Literator (May 1990)

The coming of the barbarians

  • L. McDermott

DOI
https://doi.org/10.4102/lit.v11i2.801
Journal volume & issue
Vol. 11, no. 2
pp. 57 – 63

Abstract

Read online

J.M. Coetzee’s Waiting for the barbarians has, paradoxically, both some of the most sublimely touching images in the Coetzee canon and some of the most convincingly vicious. It remains one of Coetzee’s most thought-provoking novels because it examines the universal phenomenon of man’s belief that his significance can only be validated through his repression of others who are different from him. The apparently historical account of the events occurring in and around a once-strategic fort, reduced to an outpost on the frontier of “the Empire” is belied by the complexity of the presentation of the account by the magistrate. The magistrate’s dilemma is that of a liberal humanist official in an oppressive society. Although he abhors the Empire’s methods and its attempted genocide, his official status and his citizenship deny him escape from moral complicity in his society’s actions. The Empire itself proves to be caught in the Hegelian master/slave syndrome: the oppressive master fears his oppressed servant.

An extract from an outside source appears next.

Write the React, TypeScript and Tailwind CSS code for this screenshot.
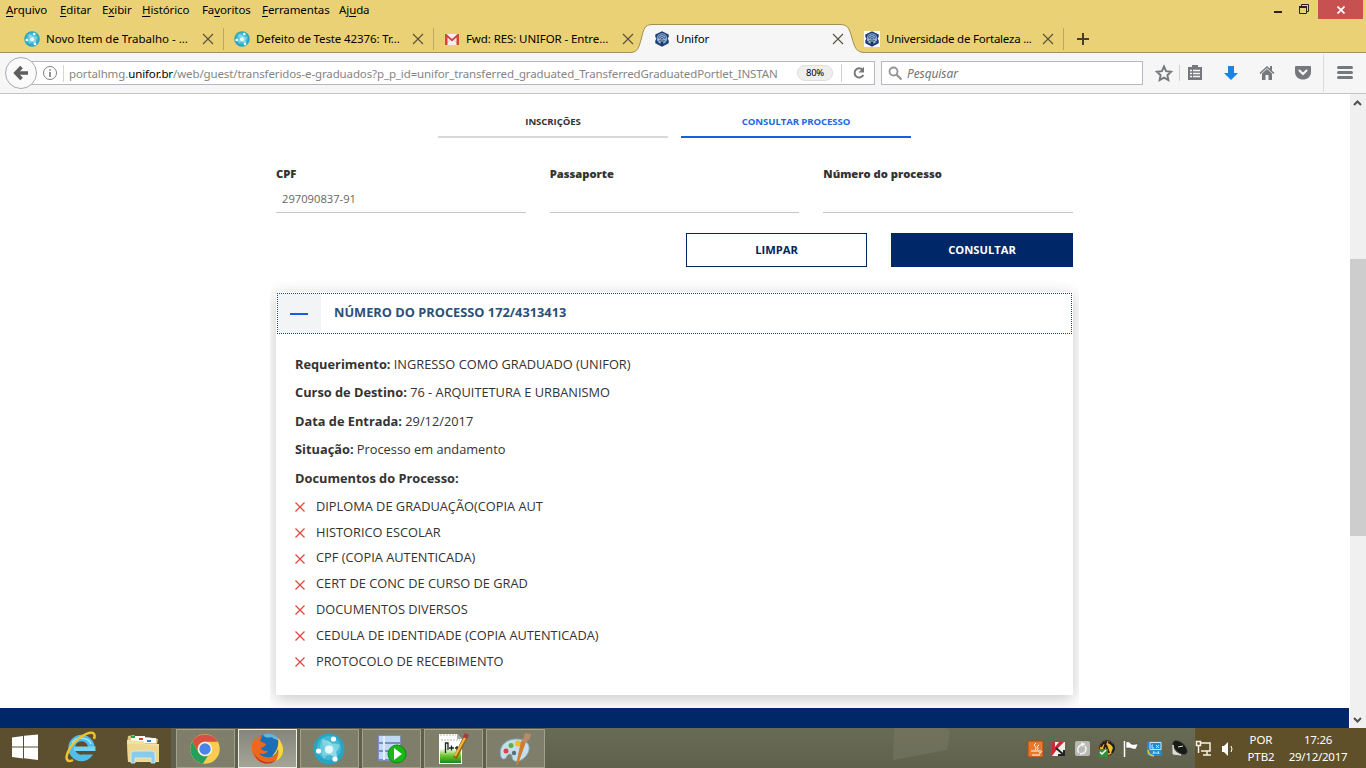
import React from "react";

const globe = (
  <>
    <circle cx="16" cy="16" r="15.5" fill="#26a6c4" />
    <circle cx="16" cy="15" r="12" fill="#54c3da" opacity=".6" />
    <path d="M9 7c7-1 14 4 15 17-7 0-13-5-15-17Z" fill="#a5e3ec" opacity=".8" />
    <path d="M27 12c-2 8-9 12-18 10 1-9 9-14 18-10Z" fill="#8fdbe8" opacity=".75" />
    <path d="M10 5c7 4 8 14 1 21-5-7-5-15-1-21Z" fill="#7ed3e2" opacity=".65" />
    <circle cx="16" cy="16.5" r="4" fill="#e4fafc" />
    <circle cx="20.5" cy="6" r="2.6" fill="#fff" />
    <circle cx="5.5" cy="18" r="2.6" fill="#fff" />
    <circle cx="22" cy="26" r="2.6" fill="#fff" />
  </>
);

const GlobeIcon = ({ className }: { className: string }) => (
  <svg viewBox="0 0 32 32" className={className}>{globe}</svg>
);

const GmailIcon = () => (
  <svg viewBox="0 0 16 16" className="size-4 shrink-0">
    <path d="M1 3h14v11H1z" fill="#f3f1ee" />
    <path d="M3 12l5-5 5 5" fill="none" stroke="#d5d0cc" />
    <path d="M1 14V3h1.500L8 8l5.500-5H15v11h-2.500V6.500L8 10.500l-4.500-4V14Z" fill="#d8453a" />
  </svg>
);

const UniforIcon = ({ boxed = false }: { boxed?: boolean }) => (
  <svg viewBox="0 0 16 16" className="size-4 shrink-0">
    {boxed && <path d="M0 0h16v16H0z" fill="#fff" />}
    <path d="M8 .3 14.700 3.500V6L13.700 7.500l1 2v2.700L8 15.700 1.300 12.200V9.500l1-2L1.300 6V3.500Z" fill="#1c3f78" />
    <circle cx="8" cy="7.500" r="5.200" fill="#9db5d2" />
    <path d="M4 7.500a4 4 0 0 1 8 0M5.500 8a2.500 2.500 0 0 1 5 0M4.500 10.500C6 8.500 10 8.500 11.500 10.500M7 7.500h2" fill="none" stroke="#23497f" strokeWidth=".8" />
    <path d="M6.500 10.500h3l-.5 4H7Z" fill="#15386c" />
  </svg>
);

const CloseX = () => (
  <svg viewBox="0 0 12 12" className="size-3 shrink-0">
    <path d="M1 1l10 10M11 1 1 11" stroke="#58503a" strokeWidth="1.1" />
  </svg>
);

type TabProps = { icon: React.ReactNode; title: string; track: string; active?: boolean; sep?: boolean };

const Tab = ({ icon, title, track, active, sep }: TabProps) => (
  <div className="relative flex h-7 w-[210px] items-center pl-2.5">
    {active && (
      <svg viewBox="0 0 236 30" className="absolute -left-[13px] top-0 h-[30px] w-[236px]">
        <path d="M0 28.500C7 28 8 23 10.500 14 12.500 5 14 .5 21 .5H209C217 .5 218.500 5 221 14c2.500 9 4 14.500 13 14.500L236 30H0Z" fill="#f6f6f6" />
        <path d="M0 28.500C7 28 8 23 10.500 14 12.500 5 14 .5 21 .5H209C217 .5 218.500 5 221 14c2.500 9 4 14.500 13 14.500" fill="none" stroke="#a18d4d" />
      </svg>
    )}
    <div className="relative flex w-full items-center pt-0.5">
      {icon}
      <span className={`ml-1.5 w-[156px] whitespace-nowrap text-[11.5px] leading-5 ${track}`}>{title}</span>
      <CloseX />
    </div>
    {sep && <span className="absolute right-0 top-1 h-[22px] w-px bg-[#bca766]" />}
  </div>
);

const menu = [
  ["", "A", "rquivo", "w-[54px]"],
  ["", "E", "ditar", "w-[42px]"],
  ["E", "x", "ibir", "w-10"],
  ["", "H", "istórico", "w-[60px]"],
  ["Fa", "v", "oritos", "w-[60px]"],
  ["", "F", "erramentas", "w-[77px]"],
  ["Aj", "u", "da", "w-[50px]"],
];

const Chrome = () => (
  <header className="h-[94px] shrink-0 bg-[#ebd176] text-black">
    <div className="flex h-6 items-start justify-between">
      <nav className="flex pl-1.5 text-[11.5px] leading-5 tracking-[-0.1px]">
        {menu.map(([a, u, b, c]) => (
          <span key={u + b} className={c}>{a}<span className="underline underline-offset-2">{u}</span>{b}</span>
        ))}
      </nav>
      <div className="flex h-[19px] pr-[3px]">
        <svg viewBox="0 0 50 19" className="h-[19px] w-[50px]">
          <path d="M6 11h8v2H6z" fill="#28251a" />
          <path d="M31.500 6.500h7v7h-7zM33.500 6V4.500h7v7H39" fill="none" stroke="#28251a" />
          <path d="M31 6h8v2h-8z" fill="#28251a" />
        </svg>
        <div className="flex w-[45px] items-center justify-center bg-[#c75050]">
          <svg viewBox="0 0 8 8" className="size-2"><path d="M.5.5l7 7m0-7-7 7" stroke="#fff" strokeWidth="1.7" /></svg>
        </div>
      </div>
    </div>
    <div className="flex h-[29px] border-b border-[#a3935b] pl-3.5">
      <Tab icon={<GlobeIcon className="size-4 shrink-0" />} title="Novo Item de Trabalho - ..." track="tracking-[-0.02px]" sep />
      <Tab icon={<GlobeIcon className="size-4 shrink-0" />} title="Defeito de Teste 42376: Tr..." track="tracking-[-0.12px]" sep />
      <Tab icon={<GmailIcon />} title="Fwd: RES: UNIFOR - Entre..." track="tracking-[-0.1px]" />
      <Tab icon={<UniforIcon />} title="Unifor" track="tracking-[-0.2px]" active />
      <Tab icon={<UniforIcon boxed />} title="Universidade de Fortaleza ..." track="tracking-[-0.23px]" sep />
      <svg viewBox="0 0 12 12" className="ml-[13px] mt-[9px] size-3"><path d="M6 0v12M0 6h12" stroke="#45412f" strokeWidth="2" /></svg>
    </div>
    <div className="flex h-[41px] items-center border-b border-[#c3c3c6] bg-[#f6f6f6]">
      <div className="relative z-10 ml-[5px] flex size-8 shrink-0 items-center justify-center rounded-full border border-[#a8abb3] bg-[#fafafa]">
        <svg viewBox="0 0 16 16" className="size-4"><path d="M8.500 2 2.800 8l5.700 6M3.500 8H15" fill="none" stroke="#5e5e60" strokeWidth="3.6" /></svg>
      </div>
      <div className="-ml-4 flex h-6 w-[854px] shrink-0 items-center border border-[#b4b8c6] bg-white pl-[20px]">
        <svg viewBox="0 0 16 16" className="size-4 shrink-0">
          <circle cx="8" cy="8" r="6.5" fill="none" stroke="#808080" />
          <path d="M7.200 7h1.600v5H7.200zM7.200 4.200h1.600v1.600H7.200z" fill="#777" />
        </svg>
        <span className="ml-[5px] h-[17px] w-px shrink-0 bg-[#d5d5d8]" />
        <span className="ml-[5px] w-[710px] shrink-0 whitespace-nowrap pt-px text-[11.5px] tracking-[-0.12px] text-[#858585]">
          portalhmg.<span className="text-black">unifor.br</span>/web/guest/transferidos-e-graduados?p_p_id=unifor_transferred_graduated_TransferredGraduatedPortlet_INSTAN
        </span>
        <span className="ml-[18px] flex h-4 w-9 shrink-0 items-center justify-center rounded-full border border-[#dedede] bg-[#efefef] text-[9.5px] tracking-[-0.3px]">80%</span>
        <span className="ml-2 h-[18px] w-px shrink-0 bg-[#d0d0d3]" />
        <svg viewBox="0 0 14 14" className="ml-2.5 size-3.5 shrink-0">
          <path d="M10.600 3.800A4.600 4.600 0 1 0 11.300 9" fill="none" stroke="#77777a" strokeWidth="2" />
          <path d="M12 .8v5.700H6.500Z" fill="#77777a" />
        </svg>
      </div>
      <div className="ml-[6px] flex h-6 w-[262px] shrink-0 items-center border border-[#b4b8c6] bg-white pl-1.5">
        <svg viewBox="0 0 14 14" className="size-3.5"><circle cx="5.5" cy="5.5" r="4" fill="none" stroke="#949494" strokeWidth="1.8" /><path d="m8.500 8.500 5 5" stroke="#949494" strokeWidth="2.2" /></svg>
        <span className="ml-[5px] pt-px text-[12px] italic tracking-[-0.1px] text-[#737373]">Pesquisar</span>
      </div>
      <svg viewBox="0 0 223 40" className="h-10 w-[223px] shrink-0" fill="none" stroke="#77787d">
        <path d="m21 13.500 2.100 4.700 5 .6-3.700 3.400 1 5-4.400-2.500-4.400 2.500 1-5-3.700-3.400 5-.6Z" strokeWidth="1.9" />
        <path d="M36.500 12v16" stroke="#d0d0d2" />
        <path d="M45 14h14v13H45z" fill="#77787d" stroke="none" />
        <path d="M49 12h6v3h-6z" fill="#77787d" stroke="none" />
        <path d="M47 17.500h2m1 0h7M47 20.500h2m1 0h7M47 23.500h2m1 0h7" stroke="#f6f6f6" strokeWidth="1.6" />
        <path d="M85 13h6v7h4l-7 7-7-7h4Z" fill="#1b82e8" stroke="none" />
        <path d="m117 20.500 7-6.500 7 6.500" strokeWidth="1.6" />
        <path d="m119 20.500 5-4.500 5 4.500V27h-3.500v-5h-3v5H119ZM127 13h2v4h-2Z" fill="#77787d" stroke="none" />
        <path d="M152 14q0-1 1-1h14q1 0 1 1v5c0 10-16 10-16 0Z" fill="#77787d" stroke="none" />
        <path d="m156.500 17.500 3.500 3.500 3.500-3.500" stroke="#f6f6f6" strokeWidth="2.1" strokeLinecap="round" />
        <path d="M180.500 1v38" stroke="#dcdcde" />
        <path d="M195.500 14.500h13M195.500 19.500h13M195.500 24.500h13" strokeWidth="3" strokeLinecap="round" />
      </svg>
    </div>
  </header>
);

const Field = ({ label, value }: { label: string; value?: string }) => (
  <label className="flex h-[50px] flex-col border-b border-[#c6c6c6]">
    <span className="h-[21px] text-[11.2px] font-extrabold leading-[21px] text-[#333]">{label}</span>
    <span className="pl-1.5 pt-[5px] text-[11.2px] leading-[20px] text-[#666]">{value}</span>
  </label>
);

const details = [
  ["Requerimento:", "INGRESSO COMO GRADUADO (UNIFOR)"],
  ["Curso de Destino:", "76 - ARQUITETURA E URBANISMO"],
  ["Data de Entrada:", "29/12/2017"],
  ["Situação:", "Processo em andamento"],
  ["Documentos do Processo:", ""],
];

const docs = [
  "DIPLOMA DE GRADUAÇÃO(COPIA AUT",
  "HISTORICO ESCOLAR",
  "CPF (COPIA AUTENTICADA)",
  "CERT DE CONC DE CURSO DE GRAD",
  "DOCUMENTOS DIVERSOS",
  "CEDULA DE IDENTIDADE (COPIA AUTENTICADA)",
  "PROTOCOLO DE RECEBIMENTO",
];

const Page = () => (
  <div className="flex h-[634px] w-[1350px] flex-col bg-white font-['Open_Sans',sans-serif]">
    <div className="ml-[438px] flex gap-[13px] pt-[11px] text-center text-[9.6px] font-bold leading-[33px] tracking-[-0.1px]">
      <div className="h-[33px] w-[230px] border-b-2 border-[#d9d9d9] text-[#333]">INSCRIÇÕES</div>
      <div className="h-[33px] w-[230px] border-b-2 border-[#0f63e0] text-[#1f66e6]">CONSULTAR PROCESSO</div>
    </div>
    <div className="ml-[276px] mt-[25px] grid w-[797px] grid-cols-3 gap-6">
      <Field label="CPF" value="297090837-91" />
      <Field label="Passaporte" />
      <Field label="Número do processo" />
    </div>
    <div className="ml-[686px] mt-5 flex gap-6 text-[11.2px] font-bold">
      <button className="h-[34px] w-[181px] border border-[#002561] text-[#002561]">LIMPAR</button>
      <button className="h-[34px] w-[182px] bg-[#002868] text-white">CONSULTAR</button>
    </div>
    <div className="ml-[270px] h-[441px] w-[809px] overflow-hidden px-1.5 pt-[25px]">
      <section className="h-[403px] bg-white p-px text-[12.8px] text-[#333] shadow-[0_4px_16px_rgba(0,0,0,0.22)]">
        <div className="flex h-[41px] items-stretch border border-dotted border-[#1d4a6e]">
          <div className="flex w-[43px] items-center bg-[#f3f4f6] pl-3"><span className="h-0.5 w-[18px] bg-[#0f63e0]" /></div>
          <h2 className="ml-[13px] text-[12.8px] font-bold leading-[37px] text-[#2b5077]">NÚMERO DO PROCESSO 172/4313413</h2>
        </div>
        <div className="pl-[18px] pt-[15.9px]">
          {details.map(([k, v]) => (
            <p key={k} className="h-[28.5px] whitespace-nowrap leading-[28px]"><b>{k}</b> {v}</p>
          ))}
          <ul className="pt-[1.5px]">
            {docs.map((d) => (
              <li key={d} className="flex h-[25.8px] items-center whitespace-nowrap leading-[25.8px]">
                <svg viewBox="0 0 10 10" className="mr-[11px] mt-px size-2.5"><path d="M.5.5l9 9m0-9-9 9" stroke="#e24840" strokeWidth="1.3" /></svg>
                <span>{d}</span>
              </li>
            ))}
          </ul>
        </div>
      </section>
    </div>
    <div className="h-5 w-[1349px] shrink-0 bg-[#002868]" />
  </div>
);

const ScrollBar = () => (
  <div className="flex w-4 flex-col justify-between bg-[#f0f0f0]">
    <svg viewBox="0 0 16 17" className="h-[17px] w-4"><path d="m4 11 3.500-3.500L11 11" fill="none" stroke="#505050" strokeWidth="2" /></svg>
    <div className="mb-[175px] mt-[148px] flex-1 bg-[#cdcdcd]" />
    <svg viewBox="0 0 16 17" className="h-[17px] w-4"><path d="m4 7 3.500 3.500L11 7" fill="none" stroke="#505050" strokeWidth="2" /></svg>
  </div>
);

const TaskButton = ({ children, active = false }: { children: React.ReactNode; active?: boolean }) => (
  <div className={`flex h-[39px] w-[58.5px] items-center justify-center border ${active ? "border-[#eeeee8] bg-linear-to-b from-[#85857c] to-[#a5a597]" : "border-[#a2a28c] bg-[#7e7e6a]"}`}>
    {children}
  </div>
);

const big = "size-8";

const TaskBar = () => (
  <footer className="flex h-10 text-white">
    <div className="h-10 w-[171px] bg-[#5b4f2f]">
      <svg viewBox="0 0 171 40" className="h-10 w-[171px]">
        <path d="M12 9.500 23 8v10.500H12Zm12-1.700L38 6.500v12H24ZM12 19.500h11V30.500l-11-1.500Zm12 0h14v12.500l-14-1.700Z" fill="#fff" />
        <circle cx="81.500" cy="20" r="10" fill="none" stroke="#51bdea" strokeWidth="6.500" />
        <path d="M74 18.500h21.500v4.500H74Z" fill="#74d5f5" />
        <path d="M84 23h13v3.500H84Z" fill="#5b4f2f" />
        <path d="M72 15c3-6 16-7 19 1" fill="none" stroke="#a3e6fb" strokeWidth="1.5" />
        <path d="M73 32c-6 3-8-1-5-8C73 12 88 3 93 5c2 1 2 3 1 6" fill="none" stroke="#f2c22e" strokeWidth="2.5" />
        <path d="m128 8 6-1 2 2h12l10 2-1 5H127Z" fill="#d8c887" />
        <path d="M131 8h14v5h-14zM142 10h14v5h-14z" fill="#fff" />
        <path d="M131 8h4v2h-4z" fill="#25a53b" /><path d="M139 10h4v2h-4z" fill="#d44435" /><path d="M147 12h4v2h-4z" fill="#2684d0" />
        <path d="m127 12 17 1 1 3h14v18h-31Z" fill="#f4e2a0" />
        <path d="M127 16h12l20 2v15l-31 1Z" fill="#ebd286" opacity=".7" />
        <path d="M131 35V26q0-3 3-3h18q3 0 3 3v9h-4v-5h-16v5Z" fill="#8bcbea" stroke="#d4f2fc" strokeWidth=".8" />
      </svg>
    </div>
    <div className="flex w-[1024px] justify-between bg-linear-to-b from-[#686b54] to-[#60614d]">
      <div className="flex gap-[3.5px] bg-[#5f604b] pl-[5px] pt-px">
        <TaskButton>
          <svg viewBox="0 0 32 32" className={big}>
            <circle cx="16" cy="16" r="14.7" fill="#f9ce50" />
            <path d="M3.300 8.700A14.700 14.700 0 0 1 28.700 8.700H16a7.300 7.300 0 0 0-6.400 11Z" fill="#d94f41" />
            <path d="M3.300 8.700 9.700 19.700A7.300 7.300 0 0 0 19 22.700l-5 7.900A14.700 14.700 0 0 1 3.300 8.700Z" fill="#24a05b" />
            <circle cx="16" cy="16" r="7.2" fill="#f5f5ee" /><circle cx="16" cy="16" r="5.7" fill="#4b83e8" />
          </svg>
        </TaskButton>
        <TaskButton active>
          <svg viewBox="0 0 32 32" className={big}>
            <circle cx="17" cy="15" r="14" fill="#1c6fb5" />
            <path d="M12 2c6-3 15 0 18 7-3-3-7-2-9-5-3 1-7 1-9-2Z" fill="#64b4e2" />
            <path d="M3 5c-1 4-3 8-2 13 3 12 14 16 24 9 6-4 7-12 4-19 1 8-3 14-9 16-5 1-9 0-12-4 4 2 7 1 9-2-3 0-6 0-7-3 2-1 5-2 5-4l-6-3 2-5c-3 0-5 2-6 4Z" fill="#ed681f" />
            <path d="M27 5c8 9 6 19-2 23 2-5 3-8 2-12-1 4-3 6-6 7 5-5 7-10 6-18Z" fill="#fbd63c" />
            <path d="M3 20c5 9 14 12 22 7-7 7-19 3-22-7Z" fill="#b92e24" />
          </svg>
        </TaskButton>
        <TaskButton><GlobeIcon className={big} /></TaskButton>
        <TaskButton>
          <svg viewBox="0 0 32 32" className={big}>
            <path d="M3 2h23v26H3z" fill="#7892ba" />
            <path d="M4 3h21v6H4zM4 11h21v6H4zM4 19h21v7H4z" fill="#c3d8f5" /><path d="M9 3v24" stroke="#e3eefd" strokeWidth="2" />
            <circle cx="22" cy="21" r="9" fill="#18b817" stroke="#108710" /><path d="m19 15 8 6-8 6Z" fill="#fff" />
          </svg>
        </TaskButton>
        <TaskButton>
          <svg viewBox="0 0 32 32" className={big}>
            <defs><linearGradient id="note" x1="0" y1="0" x2="0" y2="1"><stop offset=".3" stopColor="#fff" /><stop offset=".65" stopColor="#70c62b" /><stop offset="1" stopColor="#188819" /></linearGradient></defs>
            <path d="M2 1h18l5 5v25H2Z" fill="#fff" /><path d="M3 9h21v21H3Z" fill="url(#note)" />
            <path d="M3 2h16M4 7h19" stroke="#aeb6b0" strokeDasharray="2 1" /><path d="m20 1 5 5h-5Z" fill="#a7aaa7" />
            <path d="M8.500 20V10h2.500v7M12 15h5m-2.500-2.500v5M18 15h4m-2-2v4" fill="none" stroke="#182619" strokeWidth="1.3" />
            <path d="M29 3 18 25" stroke="#955e15" strokeWidth="4" /><path d="M29 3 18 23" stroke="#f0b833" strokeWidth="2.3" /><path d="m28 0 4 2-2 4-4-2Z" fill="#a93a3e" />
          </svg>
        </TaskButton>
        <TaskButton>
          <svg viewBox="0 0 32 32" className={big}>
            <path d="M2 24C-1 14 6 6 18 6c13 0 16 11 7 19-7 6-12 3-12-1 0-5-5-3-6 1-2 2-4 1-5-1Z" fill="#c2dfeb" stroke="#81aabc" />
            <circle cx="7" cy="18" r="2.5" fill="#db4449" /><circle cx="12" cy="12.5" r="2.5" fill="#65ac47" /><circle cx="19" cy="10.5" r="3" fill="#efbc35" /><circle cx="15" cy="20" r="2.2" fill="#506f82" />
            <path d="m27 9-8 22-2 1 5-24Z" fill="#d47b32" /><path d="m27 10-5-2c3-2 3-5 4-8l6 1c0 4-2 5-5 9Z" fill="#b88b66" />
          </svg>
        </TaskButton>
      </div>
      <svg viewBox="0 0 350 40" className="h-10 w-[350px]">
        <path d="M49 0h52l4 4-3 18-54 10Z" fill="#777760" opacity=".6" />
        <path d="M184 13h13q1 0 1 1v14q0 1-1 1h-13q-1 0-1-1V14q0-1 1-1Z" fill="#e9782b" stroke="#ae4b13" />
        <path d="M191 15c-5 4 3 3-1 7m4-5c-4 2 1 3-2 5m-6 1h8c4-1 3 2 0 2m-7 2h8" fill="none" stroke="#fff" />
        <path d="M207 14h13v14h-13z" fill="#efefea" /><path d="M207 14v14l6-8 6-6h-5l-4 5v-5Z" fill="#cf2937" /><path d="m211 20 8 7m0-5v5h-6" fill="none" stroke="#222" strokeWidth="2" />
        <rect x="230" y="13" width="15" height="15" rx="2" fill="#b8b8b4" /><path d="M234 25a5 5 0 0 1 2-8l4-1m0 2a5 5 0 0 1-1 7l-4 1" fill="none" stroke="#f3f3f0" strokeWidth="1.5" /><path d="m236 14 4 2-3 3Z" fill="#f3f3f0" />
        <circle cx="262" cy="20" r="7.5" fill="#f0bd2d" stroke="#2d2d19" /><path d="M256 19q1-4 5-5l-2 7m4-7q5 2 6 6l-2 5m-6-8 3 8" fill="none" stroke="#201e17" strokeWidth="2" /><path d="M254 21h9v8h-9z" fill="#269532" /><path d="m255 24 2 2 4-4" fill="none" stroke="#fff" strokeWidth="1.5" />
        <path d="M279.500 13v16" stroke="#fff" strokeWidth="1.5" /><path d="M281 14c4-1 4 1 5 2 3 1 4 0 7 0l-2 5c-3 1-5-1-6-1h-4Z" fill="#fff" stroke="#353a32" strokeWidth=".5" />
        <rect x="302" y="13" width="15" height="15" rx="2" fill="#2589cf" /><path d="M305 14.500h11v7h-11zM308 17h-1v3h2m2-3 3 3m0-3-3 3M309 23l-1 3m5-3 1 3m-5-1h5" fill="none" stroke="#d9f0ff" strokeWidth=".9" />
        <path d="M303 22q0 5 6 6" stroke="#e4c53d" strokeWidth="1.5" fill="none" />
        <ellipse cx="335" cy="19.500" rx="9" ry="5" transform="rotate(43 335 19.5)" fill="#171a17" stroke="#55594f" strokeWidth=".7" /><path d="m333 19 5-1M328 17c0 5 3 8 8 10l-8-1Z" stroke="#ddddd5" fill="#ddddd5" />
      </svg>
    </div>
    <div className="flex w-[171px] items-center bg-[#5f5029]">
      <svg viewBox="0 0 40 40" className="h-10 w-10">
        <path d="M6 15h9v8H6M8 27h8m-4-4v4M1.500 13.500h4v4h-4zM3.500 18v7" fill="none" stroke="#f4f2e9" strokeWidth="1.5" />
        <path d="M27 18h2l4-4v14l-4-4h-2Z" fill="#fff" /><path d="M36 18q2 3 0 6" fill="none" stroke="#fff" />
      </svg>
      <div className="ml-[6px] w-10 text-center text-[11.5px] leading-[17px] tracking-[-0.1px]">POR<br />PTB2</div>
      <div className="ml-[2px] w-[70px] text-center text-[11.5px] leading-[17px] tracking-[-0.25px]">17:26<br />29/12/2017</div>
    </div>
  </footer>
);

export default function App() {
  return (
    <div className="flex h-[768px] w-[1366px] flex-col overflow-hidden bg-white font-['Noto_Sans',sans-serif]">
      <Chrome />
      <div className="flex h-[634px] shrink-0"><Page /><ScrollBar /></div>
      <TaskBar />
    </div>
  );
}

Barthes’ codes and Todorov’s propositional moods are all textual signifiers in the inter-textual game which constitutes the reader’s experience of the text as an eternal becoming. The novel reflects Coetzee’s unabated concern with the insidious, perpetual and universal revivification of colonialism and its concomitant, inevitable oppression of its own people and its vassal-status by the imposition of the myth of an infallible ideology. Related to this concern is the effect on a liberal humanist as a man in such an oppressive society: be he a worker, an official or, like Coetzee, an academic who is also a novelist.